15. Il résulte du quatrième que tout jugement ou arrêt doit comporter les motifs propres à justifier la décision. L'insuffisance ou la contradiction des motifs équivaut à leur absence.
16. Pour condamner M. [W] à quatre ans d'emprisonnement dont trois ans avec sursis probatoire, six ans d'interdiction de gérer et une confiscation, M. [A] à un an d'emprisonnement avec sursis et une confiscation, M. [E] à trois ans d'emprisonnement avec sursis, sept ans d'interdiction de gérer et une confiscation et M. [V] à six mois d'emprisonnement avec sursis, l'arrêt attaqué se réfère aux circonstances de l'infraction, au casier judiciaire des intéressés et, s'agissant de M. [W], à l'exercice d'une activité professionnelle stable.
17. En prononçant ainsi, la cour d'appel n'a pas justifié sa décision.
18. En premier lieu, elle n'a pas pris en compte la situation personnelle des prévenus.
19. En second lieu, en ne précisant pas le fondement des confiscations prononcées, et en ordonnant la confiscation des biens placés sous scellés sans les énumérer à l'exception de la mention d'un véhicule, la cour d'appel n'a pas mis la Cour de cassation en mesure d'en contrôler la légalité.
20. La cassation est par conséquent encourue de ce chef.
Sur le moyen, pris en sa neuvième branche, proposé pour M. [W], et le moyen, pris en sa huitième branche, proposé pour M. [E]
Vu l'article 111-3 du code pénal :
21. Selon ce texte, nul ne peut être puni d'une peine qui n'est pas prévue par la loi.
22. En condamnant MM. [W] et [E] à l'interdiction de diriger, administrer, gérer ou contrôler une entreprise ou une société, pour une durée de six ans pour le premier, et de sept ans pour le second, alors que l'article 131-27 du code pénal limite une telle interdiction aux entreprises commerciales ou industrielles et aux sociétés commerciales, la cour d'appel a méconnu le texte susvisé et le principe ci-dessus rappelé.

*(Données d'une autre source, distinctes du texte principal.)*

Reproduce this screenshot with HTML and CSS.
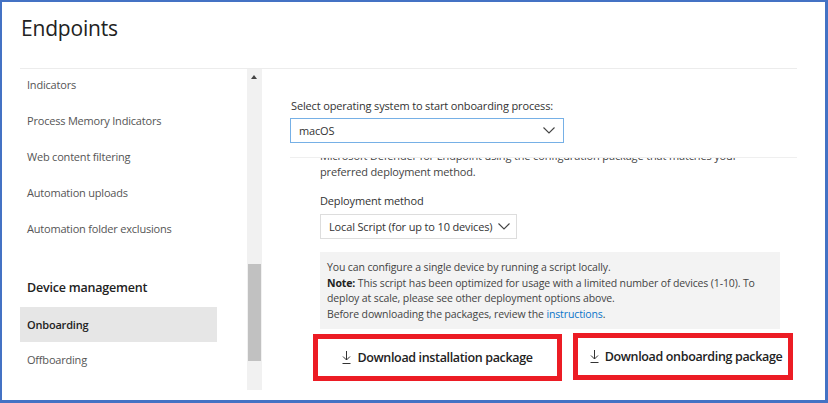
FILE: index.html
```html
<!DOCTYPE html>
<html lang="en">
<head>
    <meta charset="UTF-8">
    <title>Endpoints - Onboarding</title>
    <link rel="stylesheet" href="styles.css">
</head>
<body>

<div class="frame">
    <div class="wrap">
        <div class="header">
            <h1>Endpoints</h1>
        </div>

        <div class="page">
            <nav class="side">
                <ul class="side-list">
                    <li>Indicators</li>
                    <li>Process Memory Indicators</li>
                    <li>Web content filtering</li>
                    <li>Automation uploads</li>
                    <li>Automation folder exclusions</li>
                </ul>
                <div class="side-group">Device management</div>
                <ul class="side-list">
                    <li class="active">Onboarding</li>
                    <li>Offboarding</li>
                </ul>
            </nav>

            <div class="scrollbar">
                <span class="arrow"></span>
                <span class="thumb"></span>
            </div>

            <main class="content">
                <div class="os-pick">
                    <div class="label">Select operating system to start onboarding process:</div>
                    <div class="select os-select">
                        <span>macOS</span>
                        <svg width="12" height="7" viewBox="0 0 12 7"><path d="M0.5 0.5 L6 6 L11.5 0.5" fill="none" stroke="#444" stroke-width="1.1"/></svg>
                    </div>
                </div>

                <div class="scroll">
                    <div class="scroll-inner">
                        <p class="intro">Microsoft Defender for Endpoint using the configuration package that matches your<br>preferred deployment method.</p>

                        <div class="label">Deployment method</div>
                        <div class="select method-select">
                            <span>Local Script (for up to 10 devices)</span>
                            <svg width="12" height="7" viewBox="0 0 12 7"><path d="M0.5 0.5 L6 6 L11.5 0.5" fill="none" stroke="#444" stroke-width="1.1"/></svg>
                        </div>

                        <div class="info">
                            You can configure a single device by running a script locally.<br>
                            <b>Note:</b> This script has been optimized for usage with a limited number of devices (1-10). To<br>
                            deploy at scale, please see other deployment options above.<br>
                            Before downloading the packages, review the <a href="#">instructions</a>.
                        </div>

                        <div class="downloads">
                            <button class="dl dl-install">
                                <svg width="9" height="13" viewBox="0 0 9 13"><path d="M4.5 0 V9 M1 5.5 L4.5 9 L8 5.5 M0.5 12.5 H8.5" fill="none" stroke="#333" stroke-width="1"/></svg>
                                Download installation package
                            </button>
                            <button class="dl dl-onboard">
                                <svg width="9" height="13" viewBox="0 0 9 13"><path d="M4.5 0 V9 M1 5.5 L4.5 9 L8 5.5 M0.5 12.5 H8.5" fill="none" stroke="#333" stroke-width="1"/></svg>
                                Download onboarding package
                            </button>
                        </div>
                    </div>
                </div>
            </main>
        </div>
    </div>
</div>

</body>
</html>
```

FILE: styles.css
```css
body {
    margin: 0;
    font-family: "Open Sans", "Noto Sans", sans-serif;
    color: #333;
    background-color: #fff;
}
.frame {
    width: 828px;
    height: 403px;
    box-sizing: border-box;
    border-style: solid;
    border-color: #4472c4;
    border-width: 2px 3px 3px 2px;
    overflow: hidden;
}
.wrap {
    margin: 0 28px 0 18px;
}
.header {
    height: 66px;
    border-bottom: 1px solid #ececec;
}
.header h1 {
    margin: 0;
    padding: 11px 0 0 1px;
    font-size: 21px;
    line-height: 30px;
    font-weight: 400;
    color: #222;
    letter-spacing: -0.2px;
}
.page {
    display: flex;
    height: 331px;
}
.side {
    width: 197px;
    padding-right: 30px;
    flex-shrink: 0;
}
.side-list {
    list-style: none;
    margin: 0;
    padding: 0;
}
.side-list:first-child {
    margin-top: -2px;
    margin-bottom: 23px;
}
.side-list li,
.side-group {
    height: 36px;
    line-height: 36px;
    padding-left: 7px;
    font-size: 11px;
    letter-spacing: -0.2px;
    color: #555;
    white-space: nowrap;
}
.side-group {
    font-size: 12.5px;
    font-weight: 600;
    color: #222;
}
.side-list li.active {
    background-color: #e6e6e6;
    color: #222;
    font-weight: 600;
    margin-top: 1px;
    height: 35px;
    line-height: 35px;
}
.scrollbar {
    position: relative;
    width: 15px;
    height: 321px;
    flex-shrink: 0;
    background-color: #f1f1f1;
}
.scrollbar .arrow {
    position: absolute;
    left: 4px;
    top: 6px;
    border-left: 3.5px solid transparent;
    border-right: 3.5px solid transparent;
    border-bottom: 4px solid #444;
}
.scrollbar .thumb {
    position: absolute;
    left: 1px;
    top: 195px;
    width: 13px;
    height: 97px;
    background-color: #c1c1c1;
}
.content {
    flex: 1;
    display: flex;
    flex-direction: column;
    min-width: 0;
}
.os-pick {
    margin-left: 28px;
    padding: 29px 0 14px 1px;
    border-bottom: 1px solid #efefef;
}
.label {
    font-size: 11px;
    line-height: 16px;
    letter-spacing: -0.15px;
    color: #333;
}
.select {
    display: flex;
    align-items: center;
    justify-content: space-between;
    box-sizing: border-box;
    height: 25px;
    font-size: 11px;
    letter-spacing: -0.15px;
    color: #333;
}
.os-select {
    margin-top: 4px;
    margin-left: -1px;
    width: 274px;
    padding: 0 8px 0 8px;
    border: 1px solid #76b0e6;
}
.scroll {
    flex: 1;
    overflow: hidden;
}
.scroll-inner {
    margin-top: -10px;
    padding-left: 58px;
}
.intro {
    margin: 0;
    font-size: 11px;
    line-height: 16px;
    letter-spacing: -0.15px;
    color: #444;
    white-space: nowrap;
}
.scroll-inner .label {
    margin-top: 13px;
}
.method-select {
    margin-top: 5px;
    width: 197px;
    padding: 0 6px 0 8px;
    border: 1px solid #ddd;
}
.info {
    margin-top: 13px;
    width: 460px;
    box-sizing: border-box;
    padding: 8px 8px 7px 7px;
    background-color: #f3f3f3;
    font-size: 10.5px;
    line-height: 15.5px;
    letter-spacing: -0.12px;
    color: #444;
    white-space: nowrap;
}
.info b {
    font-weight: 700;
    color: #222;
}
.info a {
    color: #0a74c9;
    text-decoration: none;
}
.downloads {
    display: flex;
    gap: 11px;
    margin-top: 5px;
    margin-left: -7px;
}
.dl {
    display: flex;
    align-items: center;
    justify-content: center;
    gap: 6px;
    height: 47px;
    box-sizing: border-box;
    border: 5px solid #ec1c24;
    background-color: #fff;
    font-family: inherit;
    font-size: 12.5px;
    font-weight: 600;
    letter-spacing: -0.35px;
    color: #222;
    padding: 0;
    white-space: nowrap;
}
.dl-install {
    width: 249px;
}
.dl-onboard {
    width: 220px;
    margin-top: -1px;
    padding-left: 6px;
}
```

23. La cassation est par conséquent également encourue de ce chef.
Portée et conséquences de la cassation
24. La cassation sera limitée aux peines, dès lors que les déclarations de culpabilité n'encourent pas la censure.
Examen de la demande fondée sur l'article 618-1 du code de procédure pénale
25. Les dispositions de ce texte sont applicables en cas de rejet du pourvoi, qu'il soit total ou partiel. Les déclarations de culpabilité de MM. [W], [A], [E] et [V] étant devenues définitives par suite de la non-admission partielle de leurs pourvois, il y a lieu de faire partiellement droit à la demande présentée sur ce fondement.
PAR CES MOTIFS, la Cour :
Sur les pourvois formés par MM. [G] et [C] :
CONSTATE la déchéance de leur pourvoi ;
Sur les pourvois formés par MM. [A], [W], [E] et [V] :
CASSE et ANNULE l'arrêt susvisé de la cour d'appel de Nancy, en date du 13 décembre 2022, mais en ses seules dispositions relatives aux peines, toutes autres dispositions étant expressément maintenues ;
Et pour qu'il soit à nouveau jugé, conformément à la loi, dans les limites de la cassation ainsi prononcée,
RENVOIE la cause et les parties devant la cour d'appel de Metz, à ce désignée par délibération spéciale prise en chambre du conseil ;
FIXE à 2 500 euros la somme globale que MM. [M] [W], [F] [A], [D] [E] et [K] [V] devront payer à l'Etat français en application de l'article 618-1 du code de procédure pénale ;
DIT n'y avoir lieu à autre application de l' article 618-1 du code de procédure pénale ;
ORDONNE l'impression du présent arrêt, sa transcription sur les registres du greffe de la cour d'appel de Nancy et sa mention en marge ou à la suite de l'arrêt partiellement annulé ;
Ainsi fait et jugé par la Cour de cassation, chambre criminelle, et prononcé par le président en son audience publique du deux avril deux mille vingt-cinq.